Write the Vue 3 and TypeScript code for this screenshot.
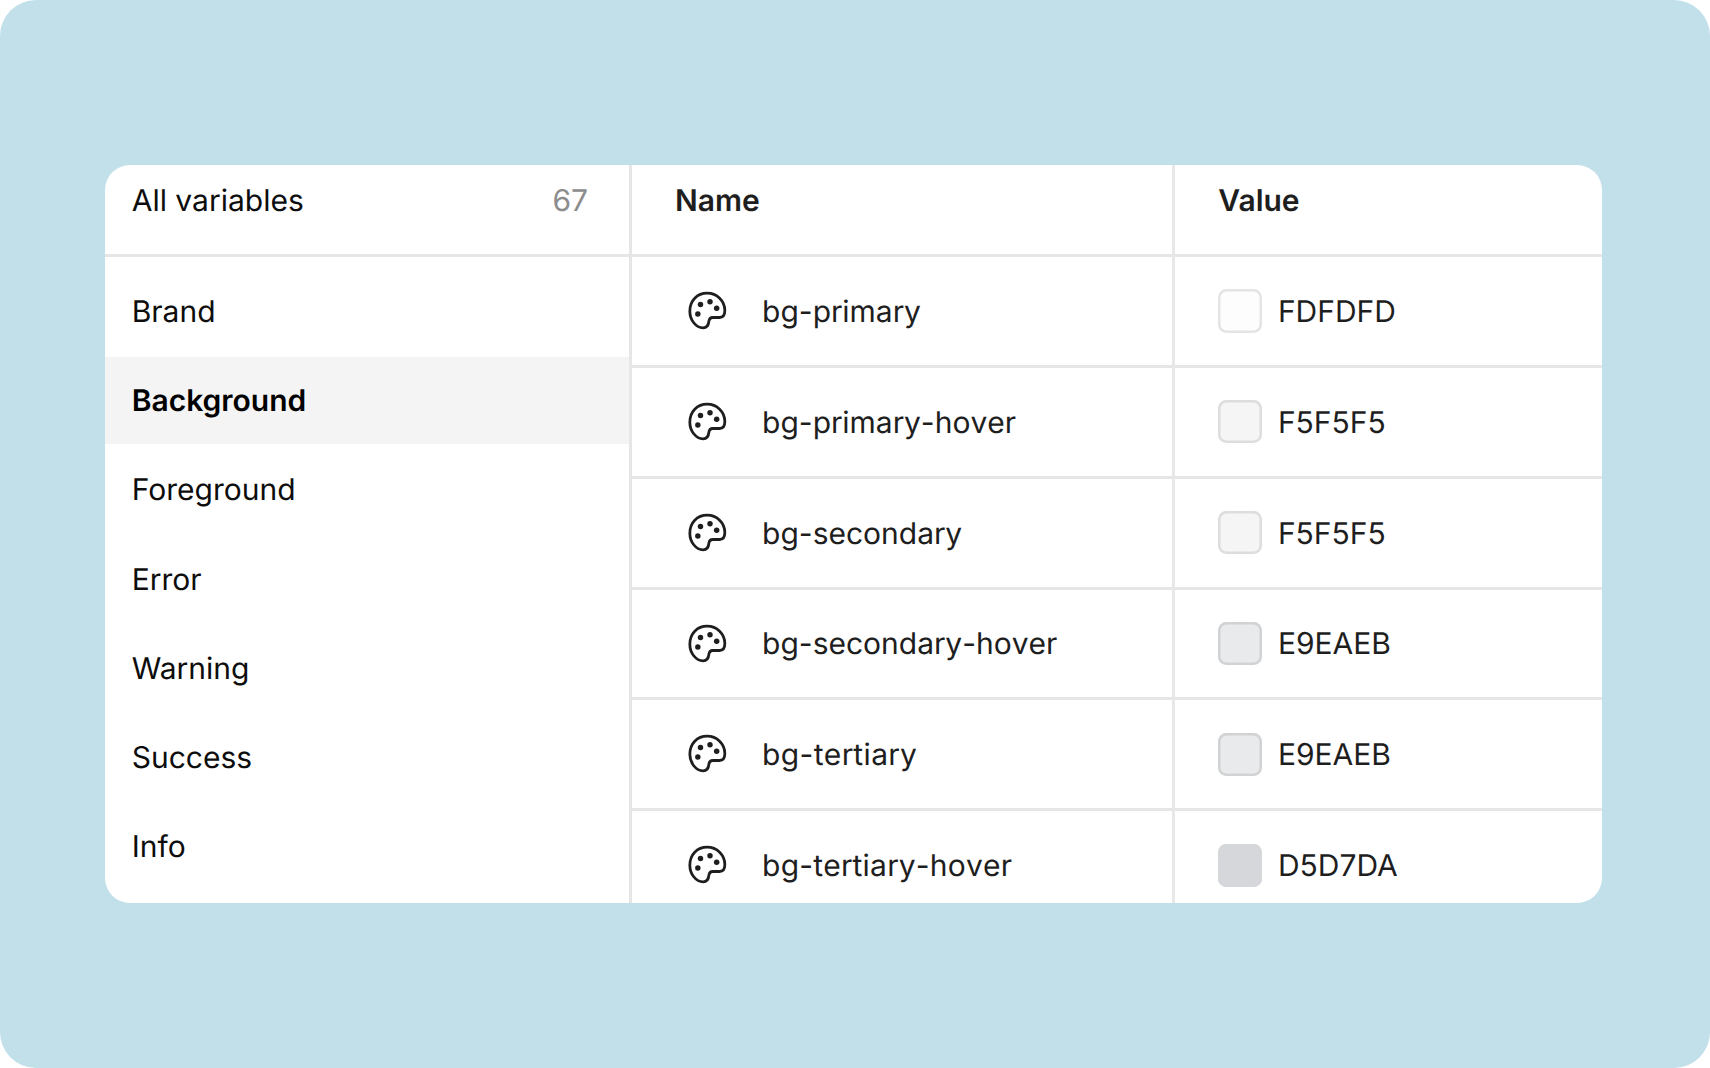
<script setup lang="ts">
interface Variable {
  name: string
  value: string
  border: string
  tracking: number
}

const groups: string[] = ['Brand', 'Background', 'Foreground', 'Error', 'Warning', 'Success', 'Info']
const activeGroup = 'Background'

const variables: Variable[] = [
  { name: 'bg-primary', value: 'FDFDFD', border: '#e4e4e4', tracking: 0 },
  { name: 'bg-primary-hover', value: 'F5F5F5', border: '#dddddd', tracking: 0 },
  { name: 'bg-secondary', value: 'F5F5F5', border: '#dddddd', tracking: 0 },
  { name: 'bg-secondary-hover', value: 'E9EAEB', border: '#d1d2d3', tracking: 0 },
  { name: 'bg-tertiary', value: 'E9EAEB', border: '#d1d2d3', tracking: 0.35 },
  { name: 'bg-tertiary-hover', value: 'D5D7DA', border: '#d5d7da', tracking: 0.22 },
]
</script>

<template>
  <main class="stage">
    <section class="panel">
      <aside class="sidebar">
        <header class="sidebar-head">
          <span>All variables</span>
          <span class="count">67</span>
        </header>
        <nav class="groups">
          <div v-for="g in groups" :key="g" class="group" :class="{ active: g === activeGroup }">{{ g }}</div>
        </nav>
      </aside>
      <div class="table">
        <div class="row head">
          <div class="cell name-cell">Name</div>
          <div class="cell value-cell">Value</div>
        </div>
        <div v-for="v in variables" :key="v.name" class="row">
          <div class="cell name-cell">
            <svg class="palette" viewBox="51.5 47.5 120 120" fill="none">
              <path
                d="M112 54C141 54 165 77 165 106C165 119 160 127 149 127H129C121 127 118 131 117 139C116 150 112 158 100 158C78 158 60 134 60 108C60 76 82 54 112 54Z"
                stroke="#1e1e1e"
                stroke-width="8.3"
              />
              <g fill="#1e1e1e">
                <circle cx="92" cy="88" r="8.2" />
                <circle cx="120.5" cy="79.5" r="8.2" />
                <circle cx="140.5" cy="99.5" r="8.2" />
                <circle cx="84" cy="116.5" r="8.2" />
              </g>
            </svg>
            <span class="label name" :style="{ letterSpacing: v.tracking + 'px' }">{{ v.name }}</span>
          </div>
          <div class="cell value-cell">
            <i class="swatch" :style="{ background: '#' + v.value, color: v.border }"></i>
            <span class="label">{{ v.value }}</span>
          </div>
        </div>
      </div>
    </section>
  </main>
</template>

<style>
body {
  margin: 0;
  background: #fff;
}
</style>

<style scoped>
.stage {
  box-sizing: border-box;
  width: 1710px;
  height: 1068px;
  padding: 165px 108px 165px 105px;
  border-radius: 36px;
  background: #c2e0ea;
  font-family: Inter, 'Liberation Sans', sans-serif;
  font-size: 30px;
  line-height: 44px;
  text-rendering: geometricPrecision;
  color: #1e1e1e;
}
.panel {
  display: flex;
  height: 738px;
  border-radius: 25px;
  background: #fff;
  overflow: hidden;
}
.sidebar {
  flex: none;
  width: 524px;
  color: #0d0d0d;
}
.sidebar-head {
  box-sizing: border-box;
  display: flex;
  justify-content: space-between;
  height: 92px;
  padding: 14px 41px 0 26.7px;
  border-bottom: 3px solid #e6e6e6;
}
.count {
  color: #8c8c8c;
}
.groups {
  display: flex;
  flex-direction: column;
  gap: 2.8px;
  padding-top: 11px;
}
.group {
  box-sizing: border-box;
  flex: none;
  height: 86.4px;
  padding: 1px 0 0 26.7px;
  line-height: 86.4px;
}
.group.active {
  background: #f4f4f4;
  font-weight: 600;
  color: #000;
}
.table {
  flex: 1;
}
.row {
  box-sizing: border-box;
  display: flex;
  height: 110.86px;
}
.head {
  height: 89px;
  font-weight: 600;
}
.cell {
  box-sizing: border-box;
  display: flex;
  align-items: center;
  border-top: 3px solid #e6e6e6;
  border-left: 3px solid #e6e6e6;
}
.name-cell {
  width: 543px;
  padding-left: 55.3px;
}
.value-cell {
  flex: 1;
  border-left-color: #e8e8e8;
  padding-left: 43.3px;
}
.head .cell {
  align-items: flex-start;
  border-top: 0;
  padding-top: 14px;
}
.head .name-cell {
  padding-left: 43px;
}
.palette {
  flex: none;
  width: 40px;
  height: 40px;
  margin-right: 34.8px;
}
.label {
  padding-top: 1.8px;
}
.name {
  font-kerning: none;
}
.swatch {
  flex: none;
  width: 43.3px;
  height: 43.3px;
  margin-right: 16.3px;
  border-radius: 8.5px;
  box-shadow: inset 0 0 0 2.5px currentColor;
}
</style>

########################################

EXERCISE OBJECTIVE. Pictures are excluded; extract exactly the lines from the start of the data through the line that holds "const activeGroup = 'Background'", both ends included.

FINISHED ANSWER.
Write the Vue 3 and TypeScript code for this screenshot.
<script setup lang="ts">
interface Variable {
  name: string
  value: string
  border: string
  tracking: number
}

const groups: string[] = ['Brand', 'Background', 'Foreground', 'Error', 'Warning', 'Success', 'Info']
const activeGroup = 'Background'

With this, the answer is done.